BMI has introduced a new quarterly format for reporting on developments in Israel’s telecommunications market. The first quarterly report for Q112 contains revised and extended forecasts that predict how the country’s fixed-line, internet, broadband and mobile telephony sectors will develop through to the end of 2016. The new forecasts reflect the latest data published by Israel’s fixed-line incumbent operator Bezeq, as well the country’s three leading mobile operators, Pelephone (Bezeq’s mobile business), Cellcom and Partner.
In the first nine months of 2011 Israel’s mobile subscriber market grew by just 0.9% to reach 10mn. By the end of 2011, it was estimated there were 10.055mn mobile subscribers in Israel, representing a growth of 1.5% over the year and mobile penetration rate of 133%. BMI forecasts growth in the mobile market will continue to grow averaging at 1.8% over the next five years ended 2016 to bring the total to just over 110mn subscribers and a penetration rate of 134.5%.
The launch of commercial MVNO operations in the coming months should bring greater competition to the mobile market. Meanwhile, 2012 is expected to see the arrival of new competition to the 3G market, following the issuance of licences to MIRS Communications and Golan Telecom in 2011. It is estimated that the number of 3G subscribers rose by 18.0% in 2011 to surpass 5.37mn. Much of the recent 3G subscriber growth has resulted from the ongoing deployment of HSPA (3.75G) infrastructure and the introduction of new smartphones and mobile data services. By 2016, it is expected the number of 3G subscribers to reach 7.53mn, equivalent to 68.5% of the total mobile market.
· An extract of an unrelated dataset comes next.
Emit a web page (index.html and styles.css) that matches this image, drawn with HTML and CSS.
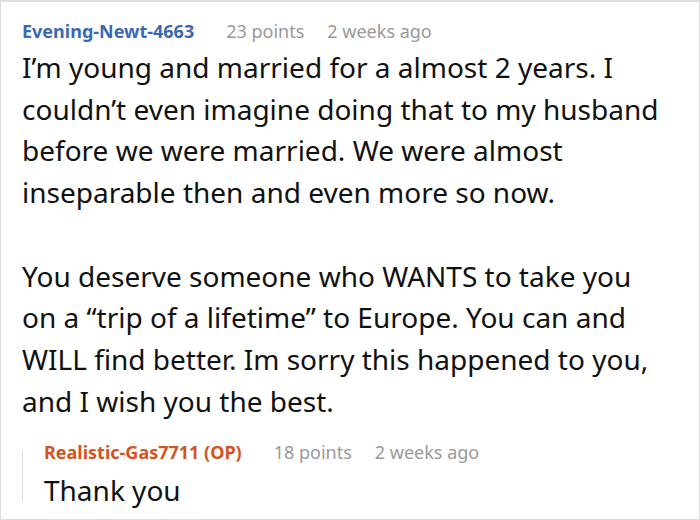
FILE: index.html
```html
<!DOCTYPE html>
<html>
<head>
<meta charset="utf-8">
<link rel="stylesheet" href="styles.css">
</head>
<body>
<div class="card">
  <div class="comment">
    <div class="meta">
      <span class="author">Evening-Newt-4663</span>
      <span class="info">23 points</span>
      <span class="info">2 weeks ago</span>
    </div>
    <div class="body">
      <p>I’m young and married for a almost 2 years. I couldn’t even imagine doing that to my husband before we were married. We were almost inseparable then and even more so now.</p>
      <p>You deserve someone who WANTS to take you on a “trip of a lifetime” to Europe. You can and WILL find better. Im sorry this happened to you, and I wish you the best.</p>
    </div>
    <div class="reply">
      <div class="meta">
        <span class="author op">Realistic-Gas7711 (OP)</span>
        <span class="info">18 points</span>
        <span class="info">2 weeks ago</span>
      </div>
      <div class="body reply-body">
        <p>Thank you</p>
      </div>
    </div>
  </div>
</div>
</body>
</html>
```

FILE: styles.css
```css
* { box-sizing: border-box; }
html, body { margin: 0; padding: 0; background: #fff; }
body { font-family: "Noto Sans", "Open Sans", sans-serif; }
.card {
  width: 700px;
  height: 520px;
  border: 1px solid #dedede;
  border-top-width: 2px;
  padding: 13px 32px 0 21px;
  overflow: hidden;
}
.meta {
  display: flex;
  gap: 23px;
  font-size: 18px;
  line-height: 32px;
  align-items: baseline;
}
.author { font-weight: 700; color: #3a68b3; margin-right: 9px; }
.author.op { color: #d6531f; }
.info { color: #999; }
.body { font-size: 28px; line-height: 41.7px; color: #111; }
.body p { margin: 0 0 41.7px 0; }
.body p:last-child { margin-bottom: 0; }
.reply {
  position: relative;
  margin-top: 14px;
  padding-left: 22px;
}
.reply-body { margin-top: 2px; }
.reply::before {
  content: "";
  position: absolute;
  left: 0;
  top: 15px;
  bottom: 11px;
  width: 1px;
  background: #dcdcdc;
}
```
In addition to mobile and 3G subscriber forecasts, this quarter sees the introduction of a new set of forecasts for mobile ARPU levels in Israel. Examined as a market average, BMI calculated that the mobile ARPU rate for Israel fell by 21.7% in 2011 to reach ILS82.4 (US$21.6). Calculations are based on data and reports published by the country’s three leading mobile operators for the first three quarters of 2011. The drop ARPU has been attributed mainly to a significant reduction in interconnection tariffs, but also to intensifying competition within the sector, and the cancellation of the contract exit penalties and increased multi-minute and SMS packages. 2011 saw an approximate 71% reduction in interconnect voice tariff and an approximate 94% reduction in interconnect SMS tariff; these are set to be followed by additional reductions in 2012-2014.
The new fixed-line forecast for Israel expects continued fixed-line growth in 2012 and 2013, following the pattern witnessed in 2011. Meanwhile, it has yet to be seen what impact a rush by Israel’s ISPs to reduce access tariffs will have on broadband subscriber numbers. By the end of 2011, Israel’s fixed broadband subscriber base had risen to 1.893mn; this is equivalent to a penetration rate of 25% and reflects full year growth of 4.6%. This figure does not include mobile broadband subscribers, whose inclusion would raise Israel’s broadband penetration rate considerably.
Recent news of note includes the announcement in September 2011 that shareholders in Israeli cableco HOT Telecom had finally approved the acquisition of local iDEN service provider MIRS Communications. MIRS was already owned by HOT’s controlling shareholder, French businessman Patrick Drahi, who acquired a 100% stake in the iDEN operator via his Altice Group in December 2009 for US$170mn. The merger with HOT will allow the cableco to provide a full range of telecoms services, including fixed line voice, high speed internet and television.
Israel sits at the top of BMI’s Business Environment Ratings table for the Middle East and North African telecoms markets. The country scores well above the regional average in the Industry Rewards, Country Rewards and Industry Risks categories. However, in the Country Risks category, Israel scores just above the regional average.